• DATA EXTRACT:
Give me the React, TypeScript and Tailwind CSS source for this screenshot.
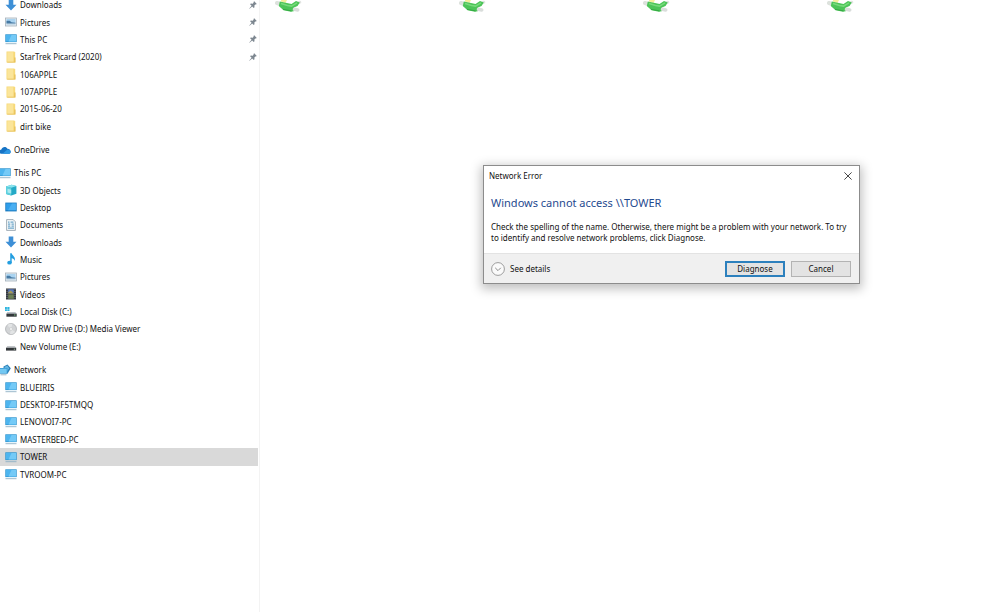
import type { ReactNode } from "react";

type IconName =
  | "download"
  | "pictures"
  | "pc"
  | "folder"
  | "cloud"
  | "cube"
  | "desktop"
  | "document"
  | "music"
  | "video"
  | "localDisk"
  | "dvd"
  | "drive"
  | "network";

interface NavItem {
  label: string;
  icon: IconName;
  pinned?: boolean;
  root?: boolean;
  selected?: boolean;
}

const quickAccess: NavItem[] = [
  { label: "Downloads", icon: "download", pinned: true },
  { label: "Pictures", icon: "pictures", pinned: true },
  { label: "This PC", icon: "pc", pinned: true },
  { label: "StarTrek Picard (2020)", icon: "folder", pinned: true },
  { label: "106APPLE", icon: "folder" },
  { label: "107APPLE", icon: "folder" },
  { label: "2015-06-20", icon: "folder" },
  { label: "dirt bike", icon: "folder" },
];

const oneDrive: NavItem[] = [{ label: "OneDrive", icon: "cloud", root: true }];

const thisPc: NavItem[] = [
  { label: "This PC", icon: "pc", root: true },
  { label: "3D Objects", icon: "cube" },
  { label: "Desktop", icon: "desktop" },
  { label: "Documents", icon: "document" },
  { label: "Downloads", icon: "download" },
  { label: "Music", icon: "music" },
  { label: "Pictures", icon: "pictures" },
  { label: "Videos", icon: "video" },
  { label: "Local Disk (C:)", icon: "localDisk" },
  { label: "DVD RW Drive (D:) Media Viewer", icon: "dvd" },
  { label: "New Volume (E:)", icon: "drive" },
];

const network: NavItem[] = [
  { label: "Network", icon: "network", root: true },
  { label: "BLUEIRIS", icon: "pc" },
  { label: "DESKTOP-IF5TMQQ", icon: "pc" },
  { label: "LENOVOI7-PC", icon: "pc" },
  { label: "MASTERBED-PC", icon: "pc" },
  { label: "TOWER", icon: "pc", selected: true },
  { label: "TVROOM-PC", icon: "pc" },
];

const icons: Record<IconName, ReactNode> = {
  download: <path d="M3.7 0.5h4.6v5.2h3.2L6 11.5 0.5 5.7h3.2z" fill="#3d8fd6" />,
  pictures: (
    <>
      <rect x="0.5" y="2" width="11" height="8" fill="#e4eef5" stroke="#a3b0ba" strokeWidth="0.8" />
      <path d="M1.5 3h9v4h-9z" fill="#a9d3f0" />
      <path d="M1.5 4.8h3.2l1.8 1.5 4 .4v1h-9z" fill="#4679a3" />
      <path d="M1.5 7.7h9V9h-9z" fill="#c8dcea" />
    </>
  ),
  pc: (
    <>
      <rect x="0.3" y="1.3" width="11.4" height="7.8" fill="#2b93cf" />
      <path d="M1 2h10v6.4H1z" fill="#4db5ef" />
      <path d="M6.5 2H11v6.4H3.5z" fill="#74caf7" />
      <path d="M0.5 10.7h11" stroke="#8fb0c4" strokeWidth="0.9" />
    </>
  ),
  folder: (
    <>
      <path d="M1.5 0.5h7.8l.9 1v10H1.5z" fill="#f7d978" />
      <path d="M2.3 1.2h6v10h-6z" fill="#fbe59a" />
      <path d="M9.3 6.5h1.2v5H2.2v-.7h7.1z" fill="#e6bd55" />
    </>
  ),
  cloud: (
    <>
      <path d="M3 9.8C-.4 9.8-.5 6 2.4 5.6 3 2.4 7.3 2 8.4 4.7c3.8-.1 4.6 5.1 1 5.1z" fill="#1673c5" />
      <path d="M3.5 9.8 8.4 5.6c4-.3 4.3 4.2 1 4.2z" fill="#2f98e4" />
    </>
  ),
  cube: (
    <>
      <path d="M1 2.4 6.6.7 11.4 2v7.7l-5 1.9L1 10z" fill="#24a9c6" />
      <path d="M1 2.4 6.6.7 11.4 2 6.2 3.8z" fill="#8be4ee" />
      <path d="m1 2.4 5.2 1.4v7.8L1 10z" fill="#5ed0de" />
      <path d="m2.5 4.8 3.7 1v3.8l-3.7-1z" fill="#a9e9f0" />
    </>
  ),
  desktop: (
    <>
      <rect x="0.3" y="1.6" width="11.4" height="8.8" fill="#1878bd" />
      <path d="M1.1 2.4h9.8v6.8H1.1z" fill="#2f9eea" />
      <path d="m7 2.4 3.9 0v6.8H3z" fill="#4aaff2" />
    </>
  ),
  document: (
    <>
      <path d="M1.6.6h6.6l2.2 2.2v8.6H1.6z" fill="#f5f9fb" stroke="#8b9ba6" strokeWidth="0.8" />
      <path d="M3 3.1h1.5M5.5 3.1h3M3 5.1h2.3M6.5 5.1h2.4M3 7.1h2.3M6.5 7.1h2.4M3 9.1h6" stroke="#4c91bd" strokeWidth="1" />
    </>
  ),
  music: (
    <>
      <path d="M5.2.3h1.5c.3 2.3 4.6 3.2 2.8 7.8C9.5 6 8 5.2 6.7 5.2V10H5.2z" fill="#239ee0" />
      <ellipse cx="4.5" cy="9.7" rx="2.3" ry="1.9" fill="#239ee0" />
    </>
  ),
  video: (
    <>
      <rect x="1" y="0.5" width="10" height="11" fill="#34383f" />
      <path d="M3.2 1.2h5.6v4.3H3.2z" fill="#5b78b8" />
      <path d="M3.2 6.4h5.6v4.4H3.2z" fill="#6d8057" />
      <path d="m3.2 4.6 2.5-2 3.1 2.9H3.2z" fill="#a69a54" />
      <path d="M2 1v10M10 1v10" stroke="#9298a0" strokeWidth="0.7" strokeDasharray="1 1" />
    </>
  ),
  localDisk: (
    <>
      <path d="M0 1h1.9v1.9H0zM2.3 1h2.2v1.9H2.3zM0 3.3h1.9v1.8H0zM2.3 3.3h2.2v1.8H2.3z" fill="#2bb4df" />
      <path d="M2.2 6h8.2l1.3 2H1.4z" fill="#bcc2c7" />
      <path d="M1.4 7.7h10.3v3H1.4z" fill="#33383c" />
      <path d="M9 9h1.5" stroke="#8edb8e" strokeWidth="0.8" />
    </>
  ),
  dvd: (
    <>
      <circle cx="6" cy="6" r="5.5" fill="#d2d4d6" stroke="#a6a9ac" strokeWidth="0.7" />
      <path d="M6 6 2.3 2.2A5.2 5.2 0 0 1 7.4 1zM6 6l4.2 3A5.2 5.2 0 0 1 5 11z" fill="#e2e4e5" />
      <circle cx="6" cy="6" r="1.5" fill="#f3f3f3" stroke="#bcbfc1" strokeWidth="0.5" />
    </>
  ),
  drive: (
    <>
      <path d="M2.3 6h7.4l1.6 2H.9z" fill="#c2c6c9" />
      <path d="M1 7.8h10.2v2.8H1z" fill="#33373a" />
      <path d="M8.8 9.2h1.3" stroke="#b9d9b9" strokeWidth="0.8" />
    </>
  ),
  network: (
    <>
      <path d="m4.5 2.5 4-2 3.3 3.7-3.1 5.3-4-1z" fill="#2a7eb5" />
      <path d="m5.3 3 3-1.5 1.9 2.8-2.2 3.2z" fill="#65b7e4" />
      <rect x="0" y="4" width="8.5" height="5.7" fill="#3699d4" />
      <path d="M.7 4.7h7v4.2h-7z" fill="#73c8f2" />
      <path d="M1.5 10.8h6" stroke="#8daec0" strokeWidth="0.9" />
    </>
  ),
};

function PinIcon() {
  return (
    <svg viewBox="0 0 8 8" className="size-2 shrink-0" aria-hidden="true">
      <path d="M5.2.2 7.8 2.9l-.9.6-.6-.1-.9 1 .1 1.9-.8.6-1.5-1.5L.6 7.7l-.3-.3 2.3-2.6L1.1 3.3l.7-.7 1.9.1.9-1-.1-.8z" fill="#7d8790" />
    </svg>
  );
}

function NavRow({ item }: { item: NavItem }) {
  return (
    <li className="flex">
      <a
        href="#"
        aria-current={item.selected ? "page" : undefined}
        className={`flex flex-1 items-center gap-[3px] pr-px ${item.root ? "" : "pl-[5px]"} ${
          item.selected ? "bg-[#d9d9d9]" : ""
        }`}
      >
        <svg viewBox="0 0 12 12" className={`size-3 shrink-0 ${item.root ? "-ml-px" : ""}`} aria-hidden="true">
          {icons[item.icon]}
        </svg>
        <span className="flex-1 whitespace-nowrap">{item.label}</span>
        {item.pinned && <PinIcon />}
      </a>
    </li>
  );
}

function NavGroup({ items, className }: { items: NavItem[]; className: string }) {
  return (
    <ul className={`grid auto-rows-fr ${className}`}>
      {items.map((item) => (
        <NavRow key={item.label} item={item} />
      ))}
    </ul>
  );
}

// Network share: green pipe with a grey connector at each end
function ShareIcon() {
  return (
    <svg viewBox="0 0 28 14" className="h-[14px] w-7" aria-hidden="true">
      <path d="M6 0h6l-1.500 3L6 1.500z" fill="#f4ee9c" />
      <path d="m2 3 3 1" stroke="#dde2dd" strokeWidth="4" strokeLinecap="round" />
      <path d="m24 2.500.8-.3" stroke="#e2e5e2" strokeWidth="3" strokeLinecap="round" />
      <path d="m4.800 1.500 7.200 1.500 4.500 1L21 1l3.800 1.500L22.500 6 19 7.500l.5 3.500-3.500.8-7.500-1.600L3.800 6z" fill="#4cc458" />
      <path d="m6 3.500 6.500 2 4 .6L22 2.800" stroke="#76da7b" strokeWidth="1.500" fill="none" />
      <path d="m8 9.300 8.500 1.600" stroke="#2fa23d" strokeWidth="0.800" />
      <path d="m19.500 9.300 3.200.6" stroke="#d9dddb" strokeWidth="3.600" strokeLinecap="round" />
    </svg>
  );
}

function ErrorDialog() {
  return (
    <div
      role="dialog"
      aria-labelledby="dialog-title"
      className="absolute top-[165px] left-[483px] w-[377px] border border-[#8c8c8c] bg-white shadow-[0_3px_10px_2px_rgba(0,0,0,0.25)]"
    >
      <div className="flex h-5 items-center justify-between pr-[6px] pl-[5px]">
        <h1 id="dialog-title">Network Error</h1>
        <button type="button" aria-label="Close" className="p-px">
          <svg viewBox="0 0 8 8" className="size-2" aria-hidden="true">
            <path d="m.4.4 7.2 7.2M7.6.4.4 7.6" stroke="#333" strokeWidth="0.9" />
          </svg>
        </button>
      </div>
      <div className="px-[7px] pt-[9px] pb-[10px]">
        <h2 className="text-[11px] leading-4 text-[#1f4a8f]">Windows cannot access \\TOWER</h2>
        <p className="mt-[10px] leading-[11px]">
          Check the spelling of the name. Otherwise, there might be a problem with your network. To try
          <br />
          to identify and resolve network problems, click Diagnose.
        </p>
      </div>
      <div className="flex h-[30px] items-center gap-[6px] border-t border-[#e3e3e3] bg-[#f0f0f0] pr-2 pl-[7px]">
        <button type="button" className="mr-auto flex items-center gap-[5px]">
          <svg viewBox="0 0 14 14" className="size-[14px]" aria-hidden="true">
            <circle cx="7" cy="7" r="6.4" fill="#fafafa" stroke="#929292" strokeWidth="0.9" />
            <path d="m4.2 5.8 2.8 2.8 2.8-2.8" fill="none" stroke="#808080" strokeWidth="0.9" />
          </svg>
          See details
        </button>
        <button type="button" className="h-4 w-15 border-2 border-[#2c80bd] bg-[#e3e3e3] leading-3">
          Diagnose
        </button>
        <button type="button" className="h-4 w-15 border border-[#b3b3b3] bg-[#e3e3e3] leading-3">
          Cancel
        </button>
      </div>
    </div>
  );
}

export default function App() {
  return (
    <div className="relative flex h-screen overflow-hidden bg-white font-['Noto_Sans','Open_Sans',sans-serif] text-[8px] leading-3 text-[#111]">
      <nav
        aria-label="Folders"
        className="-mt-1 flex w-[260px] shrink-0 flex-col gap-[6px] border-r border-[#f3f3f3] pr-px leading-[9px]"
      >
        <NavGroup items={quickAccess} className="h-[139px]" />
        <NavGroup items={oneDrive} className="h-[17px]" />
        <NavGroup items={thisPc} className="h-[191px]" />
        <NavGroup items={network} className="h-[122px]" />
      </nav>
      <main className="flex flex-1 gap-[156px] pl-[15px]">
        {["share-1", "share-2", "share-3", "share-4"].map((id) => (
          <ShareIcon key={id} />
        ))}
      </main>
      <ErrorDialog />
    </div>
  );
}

• TASK DIRECTIONS: Transcribe exactly, with no pictures, the lines running from the first line of the material through the line holding "const oneDrive: NavItem[]".

• EXERCISE ANSWER:
Give me the React, TypeScript and Tailwind CSS source for this screenshot.
import type { ReactNode } from "react";

type IconName =
  | "download"
  | "pictures"
  | "pc"
  | "folder"
  | "cloud"
  | "cube"
  | "desktop"
  | "document"
  | "music"
  | "video"
  | "localDisk"
  | "dvd"
  | "drive"
  | "network";

interface NavItem {
  label: string;
  icon: IconName;
  pinned?: boolean;
  root?: boolean;
  selected?: boolean;
}

const quickAccess: NavItem[] = [
  { label: "Downloads", icon: "download", pinned: true },
  { label: "Pictures", icon: "pictures", pinned: true },
  { label: "This PC", icon: "pc", pinned: true },
  { label: "StarTrek Picard (2020)", icon: "folder", pinned: true },
  { label: "106APPLE", icon: "folder" },
  { label: "107APPLE", icon: "folder" },
  { label: "2015-06-20", icon: "folder" },
  { label: "dirt bike", icon: "folder" },
];

const oneDrive: NavItem[] = [{ label: "OneDrive", icon: "cloud", root: true }];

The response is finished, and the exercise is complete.